顧問のパワハラ問題、部内のいじめ問題、土日も部活で休みがない顧問問題…
多岐にわたる部活動の問題…、なぜ解消されていかないのか、そもそもなぜこれらの問題が生まれてしまうのかを知るために、様々な記事を読んでいた時にこちらの記事に出会いました。部活問題の背景について、一部記事から引用させていただいてご紹介します↓
部活動のこれまでの歴史
部活動は、もともとは生徒が好きで楽しむもので、戦前も盛んでした。朝日新聞社が支援する高校野球もそうですね。純粋に部活動をしたい生徒が面白いからやっていて、むしろ学校側が熱心すぎる生徒にストップをかけたりして、過熱する部活動をどう抑えるのかに苦心していました。それが戦後は反転します。学校が部活動を推奨、強制するようになるのです。この背景には「子どもの自主性」という価値観が関わっています。戦時中に学校が軍国主義的な教育をしたことで、一方的に上から注入する教育ではいけないという反省から、民主的な人間を育てるにはどういう教育をすればいいのかという議論の中で、「子どもの自主性」が重要な論点になりました。生徒が自分の力で試行錯誤し、自分たちがしたいことを作り上げていくためには、「子どもの自主性」を尊重することが大事だと考えられ、そうした考えが部活動を後押ししていきました。
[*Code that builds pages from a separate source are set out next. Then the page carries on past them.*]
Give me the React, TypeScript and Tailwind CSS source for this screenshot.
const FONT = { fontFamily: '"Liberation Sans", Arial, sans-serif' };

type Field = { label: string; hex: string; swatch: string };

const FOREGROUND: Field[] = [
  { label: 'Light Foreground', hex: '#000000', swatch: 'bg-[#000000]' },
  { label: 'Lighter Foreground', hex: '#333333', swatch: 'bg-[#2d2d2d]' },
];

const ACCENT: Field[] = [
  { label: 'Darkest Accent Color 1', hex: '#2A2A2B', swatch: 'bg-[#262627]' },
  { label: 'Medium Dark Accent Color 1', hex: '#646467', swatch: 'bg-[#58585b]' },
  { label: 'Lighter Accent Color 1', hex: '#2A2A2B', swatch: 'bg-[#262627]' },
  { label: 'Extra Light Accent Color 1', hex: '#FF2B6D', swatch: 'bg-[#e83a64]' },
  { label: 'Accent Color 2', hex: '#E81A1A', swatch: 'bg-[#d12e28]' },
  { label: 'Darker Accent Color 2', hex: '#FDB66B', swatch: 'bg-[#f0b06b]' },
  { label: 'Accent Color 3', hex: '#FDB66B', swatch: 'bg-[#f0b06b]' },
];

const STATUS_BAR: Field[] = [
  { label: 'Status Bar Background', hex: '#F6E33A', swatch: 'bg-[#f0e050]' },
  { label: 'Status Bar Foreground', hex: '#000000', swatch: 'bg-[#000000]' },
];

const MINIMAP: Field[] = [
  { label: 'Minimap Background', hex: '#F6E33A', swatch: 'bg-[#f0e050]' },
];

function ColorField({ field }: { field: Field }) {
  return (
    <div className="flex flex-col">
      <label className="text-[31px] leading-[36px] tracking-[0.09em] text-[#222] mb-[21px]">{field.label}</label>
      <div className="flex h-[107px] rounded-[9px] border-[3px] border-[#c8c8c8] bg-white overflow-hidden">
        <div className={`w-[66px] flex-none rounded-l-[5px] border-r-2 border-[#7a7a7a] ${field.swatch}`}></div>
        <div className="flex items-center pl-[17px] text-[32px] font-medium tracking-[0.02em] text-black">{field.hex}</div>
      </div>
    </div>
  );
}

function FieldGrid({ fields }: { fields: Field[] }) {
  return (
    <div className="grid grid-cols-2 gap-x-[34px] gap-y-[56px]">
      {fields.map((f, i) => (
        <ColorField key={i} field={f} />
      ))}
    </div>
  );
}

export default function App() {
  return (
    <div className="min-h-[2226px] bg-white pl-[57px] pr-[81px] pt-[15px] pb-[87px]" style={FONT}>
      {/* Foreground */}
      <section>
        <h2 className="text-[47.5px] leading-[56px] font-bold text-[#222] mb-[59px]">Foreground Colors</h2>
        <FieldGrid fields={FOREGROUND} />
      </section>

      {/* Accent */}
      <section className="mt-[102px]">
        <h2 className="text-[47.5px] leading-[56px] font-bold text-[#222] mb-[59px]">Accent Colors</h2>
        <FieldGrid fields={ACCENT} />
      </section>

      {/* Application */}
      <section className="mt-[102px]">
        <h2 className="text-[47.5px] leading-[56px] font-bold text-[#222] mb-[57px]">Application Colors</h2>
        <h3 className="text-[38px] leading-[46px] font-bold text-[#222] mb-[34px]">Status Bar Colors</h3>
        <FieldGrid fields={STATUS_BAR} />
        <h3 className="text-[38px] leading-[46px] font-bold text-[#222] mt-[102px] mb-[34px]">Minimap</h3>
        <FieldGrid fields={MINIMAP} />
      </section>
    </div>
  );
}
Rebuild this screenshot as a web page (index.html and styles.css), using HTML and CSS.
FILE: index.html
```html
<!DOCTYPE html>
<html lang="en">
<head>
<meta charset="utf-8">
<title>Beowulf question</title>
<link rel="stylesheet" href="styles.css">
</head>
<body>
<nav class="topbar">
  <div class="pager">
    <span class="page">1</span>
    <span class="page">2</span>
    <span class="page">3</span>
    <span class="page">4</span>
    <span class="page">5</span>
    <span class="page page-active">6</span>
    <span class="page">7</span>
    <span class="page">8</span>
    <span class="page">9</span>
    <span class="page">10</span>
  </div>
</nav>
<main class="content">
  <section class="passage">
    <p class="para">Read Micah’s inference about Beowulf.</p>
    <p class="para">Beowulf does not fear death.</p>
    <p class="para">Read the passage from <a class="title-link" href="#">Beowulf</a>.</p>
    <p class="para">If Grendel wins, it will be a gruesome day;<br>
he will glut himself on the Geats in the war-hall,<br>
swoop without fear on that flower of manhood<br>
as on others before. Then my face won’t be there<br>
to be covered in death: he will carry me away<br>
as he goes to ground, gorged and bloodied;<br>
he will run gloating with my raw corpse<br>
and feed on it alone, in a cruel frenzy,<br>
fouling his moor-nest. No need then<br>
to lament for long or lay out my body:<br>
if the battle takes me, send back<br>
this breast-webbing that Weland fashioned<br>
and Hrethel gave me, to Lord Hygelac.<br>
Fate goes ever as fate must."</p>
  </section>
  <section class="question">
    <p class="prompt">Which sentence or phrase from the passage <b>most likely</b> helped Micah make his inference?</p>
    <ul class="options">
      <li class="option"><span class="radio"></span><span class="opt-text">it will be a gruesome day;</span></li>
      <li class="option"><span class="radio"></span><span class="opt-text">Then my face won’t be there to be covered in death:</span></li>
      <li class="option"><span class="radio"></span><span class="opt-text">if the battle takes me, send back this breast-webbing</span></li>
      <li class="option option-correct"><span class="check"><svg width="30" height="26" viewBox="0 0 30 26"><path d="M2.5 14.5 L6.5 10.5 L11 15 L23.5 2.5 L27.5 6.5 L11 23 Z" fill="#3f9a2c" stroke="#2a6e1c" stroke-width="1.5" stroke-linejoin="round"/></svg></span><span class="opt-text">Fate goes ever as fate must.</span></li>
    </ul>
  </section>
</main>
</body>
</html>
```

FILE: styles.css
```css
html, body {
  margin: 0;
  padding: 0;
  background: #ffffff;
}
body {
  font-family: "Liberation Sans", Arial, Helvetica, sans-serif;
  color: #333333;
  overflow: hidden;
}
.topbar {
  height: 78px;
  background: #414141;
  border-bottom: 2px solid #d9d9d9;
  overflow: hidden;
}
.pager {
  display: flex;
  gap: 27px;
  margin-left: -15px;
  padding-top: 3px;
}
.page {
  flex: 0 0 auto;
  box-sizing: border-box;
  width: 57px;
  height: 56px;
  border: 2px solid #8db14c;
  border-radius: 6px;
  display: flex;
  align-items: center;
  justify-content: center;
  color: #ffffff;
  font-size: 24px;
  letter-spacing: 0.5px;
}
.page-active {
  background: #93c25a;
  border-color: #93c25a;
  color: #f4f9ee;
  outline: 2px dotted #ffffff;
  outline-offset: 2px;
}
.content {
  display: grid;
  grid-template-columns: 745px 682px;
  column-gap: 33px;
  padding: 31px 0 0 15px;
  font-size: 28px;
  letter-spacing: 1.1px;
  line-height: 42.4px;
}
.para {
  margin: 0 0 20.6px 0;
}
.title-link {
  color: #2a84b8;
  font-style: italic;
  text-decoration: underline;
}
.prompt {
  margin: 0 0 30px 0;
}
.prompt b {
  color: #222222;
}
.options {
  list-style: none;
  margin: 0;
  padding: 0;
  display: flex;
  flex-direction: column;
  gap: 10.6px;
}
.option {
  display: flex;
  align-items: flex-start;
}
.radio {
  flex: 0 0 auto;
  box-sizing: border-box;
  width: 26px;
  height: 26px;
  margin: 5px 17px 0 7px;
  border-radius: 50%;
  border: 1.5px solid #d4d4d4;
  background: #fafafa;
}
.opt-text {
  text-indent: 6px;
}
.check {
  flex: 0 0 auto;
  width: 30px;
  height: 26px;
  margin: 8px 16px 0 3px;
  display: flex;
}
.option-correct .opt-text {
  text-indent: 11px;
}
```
戦後に始まった民主主義社会で、部活動はすばらしいものであり、学校としてサポートしようという価値観の転換があったのです。
部活動が強制されるようになったのは戦後で、「子どもの自主性」を尊重するために…、とのことで、自主性を育むために部活を強制するという考え方に違和感を感じつつも、このような歴史を知ることで現在部活動での問題の本質的な背景の理解につながるかもしれないと思いました。
日本の部活動が世界的に特異なのはなぜか
戦後の民主化が一つ目で、二つ目は1964年の東京五輪が契機です。五輪に向けていい選手を育てようと、身体的な能力を伸ばすことが教師の役割になりました。そして五輪が終わると、一部の選手だけでなく、すべての生徒に平等にスポーツの機会を与えようとしました。部活動に関心のない生徒も対象になるようになり、60年代後半以降に部活動の加入率は上がっていきました。
三つ目の拡大期は80年代で、非行問題が背景です。「スクール☆ウォーズ」という、非行生徒をラグビー部で更生させる学園ドラマがヒットしましたが、部活動は非行予防や生徒指導に有効だとされ、どんどん拡大していきました。
その拡大が続いたまま、部活動をめぐる様々な問題が出てきて、これは大変だ、これからどうするのかと議論されているのが現在です。
部活問題の歴史を知ると納得することも多いのですが、さらにインターネットの発達、グローバル社会への変遷によって、グローバルスタンダートという価値観や多様性への理解が求められる中で、日本の部活というものが、いかに歪であるかという事実が炙り出されたように思います。
部活動に求められるもの
では、部活とはどうあるべきなのでしょうか。
就職に有利になるとか、何かの道具として役立つとか、副次的な観点から部活動を評価することとは別に、部活動それ自体に、人生を豊かにする上でのささやかな意義があるのではないか、と私は思っています。
これまでの部活のあり方って、競技力を高めること、そして人間力を高めることがある意味強いられすぎていたように思います。
部活は強制するものではないですし、主体性を育むための正しいアプローチをすることであり方そのものが変わると思っています。つまり主体性を育むために強制や矯正が必要という価値観を変え、ティーチングとコーチングを正しく使い分けるという指導者側の成長が鍵になると思っています。
そして一番大事なのは、生徒一人一人を見るゆとりを先生側に与える構造をつくらねばなりません。この前提が担保されずして部活が機能するとは思えません。事実としてあらゆる問題が起き続けています。
文科省がこれらの問題にキャッチアップしない以上は変わらないため、トップダウンでの改革を期待するという受け身姿勢ではなく、ボトムである先生・指導者、そして保護者までもが教育の問題を考える必要があると思います。
そうすることではじめて文科省も、学校も変わらなければと動き出すのです。まずは私たちが問題意識を声にしていくことできっかけをつくることが大切なことだと思うのです。